Today, whilst the line of the tramway can easily be followed, and makes a pleasant walk from Eigiau down to the head of the Dolgarrog inclines, there is no evidence of rails or sleepers of any kind. The loading gauge is quite clearly that of a standard gauge railway, and in places there is evidence of minor embankments, cuttings, and a bridge. Towards Llyn Eigiau the Tramway runs along a level path, though the gradients are greater through the woods immediately above Coedty.

Locomotives[edit]

As mentioned above, conversion of the tramway to narrow gauge, i.e. that of the Cowlyd Tramway, enabled the utilization of the same locomotives, though they would have spent much more time on the Cowlyd branch, as Eigiau dam only needed maintenance during the time that Cowlyd dam was being built. Two steam engines are recorded as being used at this time, namely the German built loco Eigiau (Orenstein & Koppel, No. 5668 of 1913 (property of the Aluminium Corporation) and a Bagnall 0-4-0ST, Works No.2080 of 1918, property of Sir Robert McAlpine & Sons, the contractor for the construction. Upon completion of the dam in 1922, and with only maintenance work being envisaged on both dams, a Muir Hill-Fordson petrol-paraffin rail tractor was acquired, the Bagnall was taken away by McAlpine for use on the construction of the Welsh Highland Railway, and Eigiau was taken off, pending sale, eventually moving to Penrhyn Quarry in 1928.

The Muir-Hill was replaced in 1936 by a 20 hp 'Planet' type locomotive built by F. C. Hibberd & Co., No 1988 of 1936.

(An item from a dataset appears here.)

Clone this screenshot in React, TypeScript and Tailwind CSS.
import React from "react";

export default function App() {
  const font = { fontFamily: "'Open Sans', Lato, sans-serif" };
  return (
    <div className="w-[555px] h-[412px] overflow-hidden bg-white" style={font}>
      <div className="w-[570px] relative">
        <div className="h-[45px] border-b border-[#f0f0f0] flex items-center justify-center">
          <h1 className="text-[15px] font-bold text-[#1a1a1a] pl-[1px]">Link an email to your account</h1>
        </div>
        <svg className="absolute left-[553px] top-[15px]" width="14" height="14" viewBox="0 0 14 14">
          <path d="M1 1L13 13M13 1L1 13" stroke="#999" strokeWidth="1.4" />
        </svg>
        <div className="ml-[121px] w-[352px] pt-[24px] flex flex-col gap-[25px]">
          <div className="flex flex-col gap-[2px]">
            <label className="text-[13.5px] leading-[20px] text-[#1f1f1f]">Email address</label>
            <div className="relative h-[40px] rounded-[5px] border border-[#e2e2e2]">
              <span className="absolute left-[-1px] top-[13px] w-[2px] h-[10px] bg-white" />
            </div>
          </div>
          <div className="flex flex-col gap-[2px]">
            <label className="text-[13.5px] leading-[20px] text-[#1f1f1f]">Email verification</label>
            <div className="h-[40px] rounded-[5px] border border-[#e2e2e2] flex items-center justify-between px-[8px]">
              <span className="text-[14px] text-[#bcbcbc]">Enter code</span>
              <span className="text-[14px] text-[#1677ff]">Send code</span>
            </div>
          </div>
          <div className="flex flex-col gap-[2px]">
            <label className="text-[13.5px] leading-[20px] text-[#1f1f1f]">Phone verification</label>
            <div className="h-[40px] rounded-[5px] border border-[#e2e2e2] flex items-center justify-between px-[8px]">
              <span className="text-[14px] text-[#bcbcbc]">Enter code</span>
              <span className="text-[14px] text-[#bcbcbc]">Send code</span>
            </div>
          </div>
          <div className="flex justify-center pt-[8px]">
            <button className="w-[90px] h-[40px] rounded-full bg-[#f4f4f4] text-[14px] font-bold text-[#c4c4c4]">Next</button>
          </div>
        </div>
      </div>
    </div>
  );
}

In 1961, an order was placed by the CEGB to Motor Rail of Bedford for a Simplex loco, to replace the Hibberd loco. It was works No. 22154 of 1962 weighing 2.5 tons with a 28-30 h.p. 2LB diesel engine which led a charmed and seldom-used existence until removed to the CEGB Llanberis contract in September 1975 in connection with cable-laying; it accompanied some ex-Dolgarrog wagons there.'.[1] This loco is now named 'Dolgarrog' and was used for tracklaying on the revived Welsh Highland Railway, and remains there, on loan from Innogy.

References[edit]

  1. ^ Boyd, James I. C. (1986). Narrow Gauge Railways in North Caernarvonshire: Volume Three The Dinorwic Quarry and Railways, The Great Orme Tramway and other rail systems. The Oakwood Press. pp. 207–8. ISBN 0-85361-328-1.